— SUPPLIED RECORDS —
◆ ◆ ◆
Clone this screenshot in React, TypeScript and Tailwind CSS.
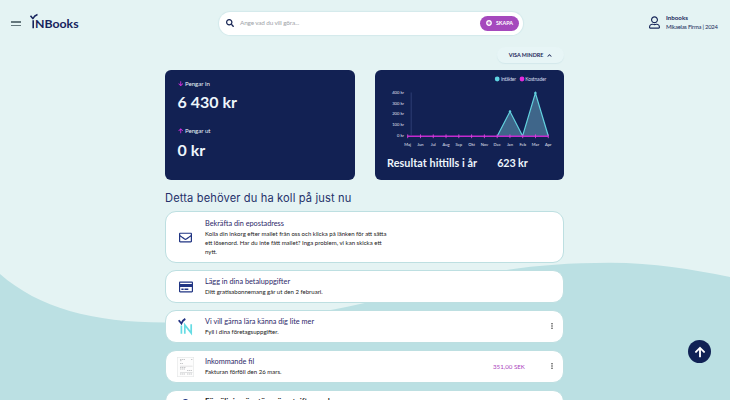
◆ ◆ ◆
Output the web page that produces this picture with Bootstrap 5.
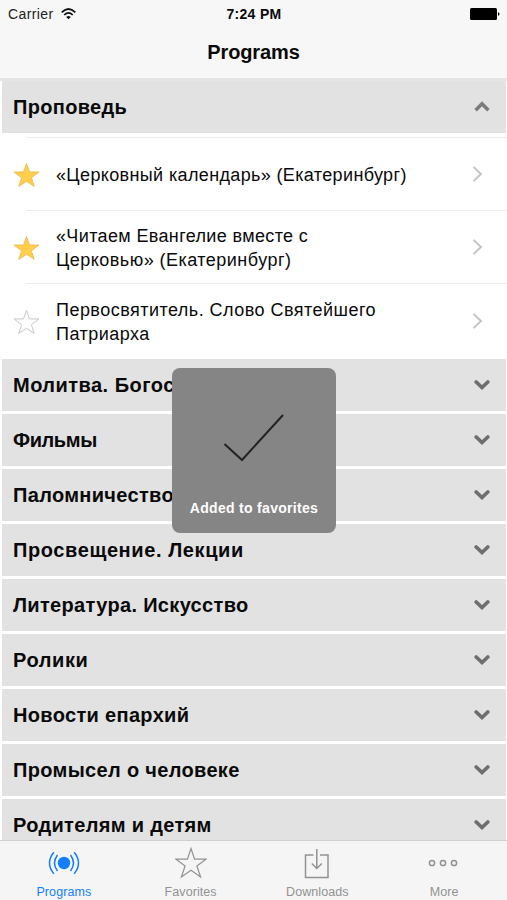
◆ ◆ ◆
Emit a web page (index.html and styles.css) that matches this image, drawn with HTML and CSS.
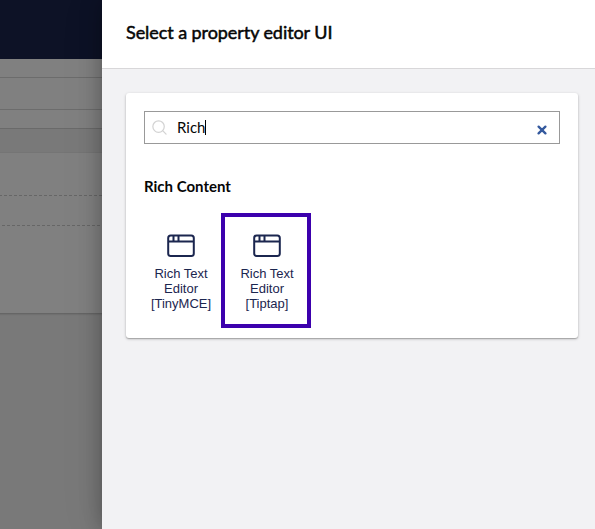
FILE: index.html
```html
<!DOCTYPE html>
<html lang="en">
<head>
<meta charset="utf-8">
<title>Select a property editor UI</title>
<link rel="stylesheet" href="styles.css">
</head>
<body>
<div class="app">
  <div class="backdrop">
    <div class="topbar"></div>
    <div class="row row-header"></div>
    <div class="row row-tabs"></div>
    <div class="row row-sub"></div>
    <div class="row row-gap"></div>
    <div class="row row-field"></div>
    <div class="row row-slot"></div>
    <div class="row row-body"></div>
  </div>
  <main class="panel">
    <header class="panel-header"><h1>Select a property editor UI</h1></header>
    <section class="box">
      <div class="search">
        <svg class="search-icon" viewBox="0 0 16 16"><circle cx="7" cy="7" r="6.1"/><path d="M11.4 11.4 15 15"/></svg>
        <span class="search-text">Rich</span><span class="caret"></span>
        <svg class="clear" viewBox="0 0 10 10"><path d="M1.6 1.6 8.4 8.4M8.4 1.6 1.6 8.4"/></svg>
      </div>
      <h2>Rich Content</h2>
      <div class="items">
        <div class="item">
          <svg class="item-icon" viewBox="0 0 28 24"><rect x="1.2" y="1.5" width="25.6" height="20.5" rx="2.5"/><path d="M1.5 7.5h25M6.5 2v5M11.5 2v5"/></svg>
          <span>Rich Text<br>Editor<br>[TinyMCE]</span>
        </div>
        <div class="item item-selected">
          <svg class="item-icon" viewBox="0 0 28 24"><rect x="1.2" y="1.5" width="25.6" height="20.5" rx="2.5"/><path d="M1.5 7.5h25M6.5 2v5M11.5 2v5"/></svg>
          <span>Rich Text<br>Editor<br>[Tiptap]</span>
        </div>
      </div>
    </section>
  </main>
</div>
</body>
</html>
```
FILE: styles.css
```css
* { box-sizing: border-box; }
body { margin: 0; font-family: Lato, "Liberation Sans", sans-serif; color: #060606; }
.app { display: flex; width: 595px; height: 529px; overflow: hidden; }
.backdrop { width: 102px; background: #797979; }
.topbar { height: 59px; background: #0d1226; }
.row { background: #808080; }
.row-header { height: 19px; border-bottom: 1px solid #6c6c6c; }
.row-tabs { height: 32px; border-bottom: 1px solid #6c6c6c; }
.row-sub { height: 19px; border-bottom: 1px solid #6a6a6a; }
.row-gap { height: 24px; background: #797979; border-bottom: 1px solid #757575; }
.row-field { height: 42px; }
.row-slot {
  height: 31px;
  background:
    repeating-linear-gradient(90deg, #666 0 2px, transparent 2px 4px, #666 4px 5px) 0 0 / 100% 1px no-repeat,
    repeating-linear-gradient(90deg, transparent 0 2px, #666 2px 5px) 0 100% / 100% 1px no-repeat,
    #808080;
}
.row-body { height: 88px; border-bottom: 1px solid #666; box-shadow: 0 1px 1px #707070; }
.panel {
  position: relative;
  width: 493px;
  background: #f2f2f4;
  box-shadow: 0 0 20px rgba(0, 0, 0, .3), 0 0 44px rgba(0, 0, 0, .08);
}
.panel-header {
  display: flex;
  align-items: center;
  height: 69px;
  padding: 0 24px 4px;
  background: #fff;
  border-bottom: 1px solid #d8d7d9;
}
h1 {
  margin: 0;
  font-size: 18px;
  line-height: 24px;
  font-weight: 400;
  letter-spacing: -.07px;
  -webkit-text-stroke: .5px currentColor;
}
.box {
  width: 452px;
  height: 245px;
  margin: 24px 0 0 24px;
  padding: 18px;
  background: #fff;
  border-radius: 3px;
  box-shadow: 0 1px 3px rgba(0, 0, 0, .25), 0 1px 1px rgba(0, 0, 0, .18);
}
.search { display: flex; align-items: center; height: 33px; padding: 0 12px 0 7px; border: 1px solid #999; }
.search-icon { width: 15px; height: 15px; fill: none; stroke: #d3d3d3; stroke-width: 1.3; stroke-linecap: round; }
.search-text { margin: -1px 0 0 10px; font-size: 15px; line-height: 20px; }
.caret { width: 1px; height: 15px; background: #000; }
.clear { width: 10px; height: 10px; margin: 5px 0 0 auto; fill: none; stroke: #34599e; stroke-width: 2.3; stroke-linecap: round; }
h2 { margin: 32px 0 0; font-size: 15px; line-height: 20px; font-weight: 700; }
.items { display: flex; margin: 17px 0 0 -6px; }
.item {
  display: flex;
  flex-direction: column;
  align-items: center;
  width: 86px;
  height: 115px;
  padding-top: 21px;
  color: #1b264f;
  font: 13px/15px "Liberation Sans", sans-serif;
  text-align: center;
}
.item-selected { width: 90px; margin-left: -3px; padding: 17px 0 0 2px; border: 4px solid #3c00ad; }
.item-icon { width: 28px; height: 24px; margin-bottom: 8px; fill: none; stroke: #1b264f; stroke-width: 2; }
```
◆ ◆ ◆
— WRITTEN PROBLEM —
Check every line of the records above for the string "index" and say how many contain it, giving the number alone.

— WRITTEN SOLUTION —
2